Hmm.... just realized I'm the only person in my Greek family that keeps it OG w/ the glasses now.....
WHY?! WHHHHHYYYY?! DAMN YOU CRUEL WORLD!!!
I've still got mad love for my contact wearing lils though.

The Random Quote:
"I hate television. I hate it as much as I hate peanuts....but I can't stop eating peanuts.-Orson Welles

Tuesday, January 06, 2004

Just a bunch of random observations following a trip to Disneyland the past weekend.

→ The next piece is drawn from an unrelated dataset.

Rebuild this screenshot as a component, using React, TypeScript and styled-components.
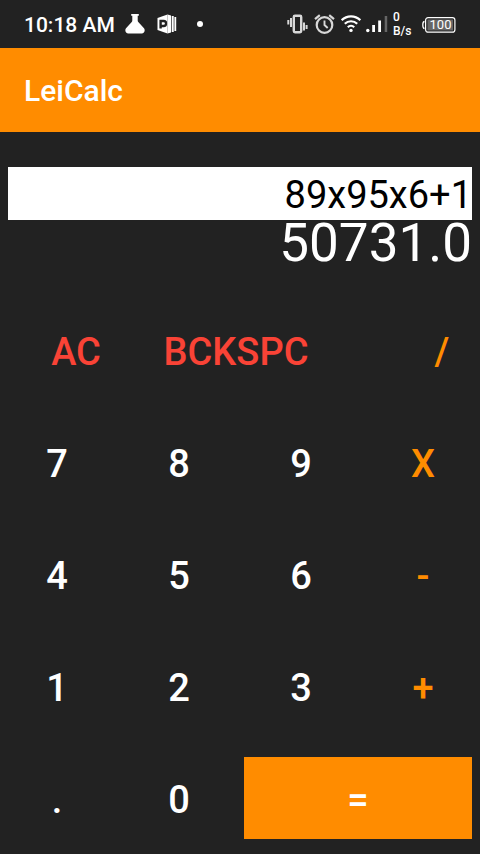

-In the park the, trash cans say waste please. Outside in the parking lot, the trash cans say waste paper. What exactly is Disney trying to tell our youths here?
-Disney's winter parade keep repeating the same song for every segment of the parade. Great for people w/ ADD but it left everyone else screaming "thank God!" whenever they played a familiar holiday theme instead.
-Mr. Claus was at the back of the parade w/ three hot helpers holding the rope to keep the masses (mainly male) behind them. This would probably explain why Mrs. Claus was at the front of the parade. Ahh, the life lessons we learn from Disneyland.
-Part of the parade included Beauty & the Beast, still in beast form. At the end of the movie doesn't he get changed back into a human? Sorta sucks that they curse him again just so he can get some work.
-The dancers in the parade looked happy on the outside, but were probably miserable on the inside. Most likely because they have to run back to the end of the line and change costumes.
-Pluto was disgruntled that day, ran away from the kids, good fun.
-Always wanted to work the Jungle Cruise. For best results, ride when it's nearing their lunchbreak, extra sarcasm. Ever see anybody put the cap gun to their head? I did.
-I want to work for Disney to make a penguin character mainstream.
-They DO have funnel cake.

Fun things to do at Disneyland:
-Get your entourage together at EVERY churro stand and like a chorus say:"Mmmm.... churros."
-When someone's posing for a picture, take a picture of them also, smile, then walk away.
-Take pictures w/ the food vendors, the costume people get too much love.
-Get Fast passes for all the rides before you leave. Free souvenirs!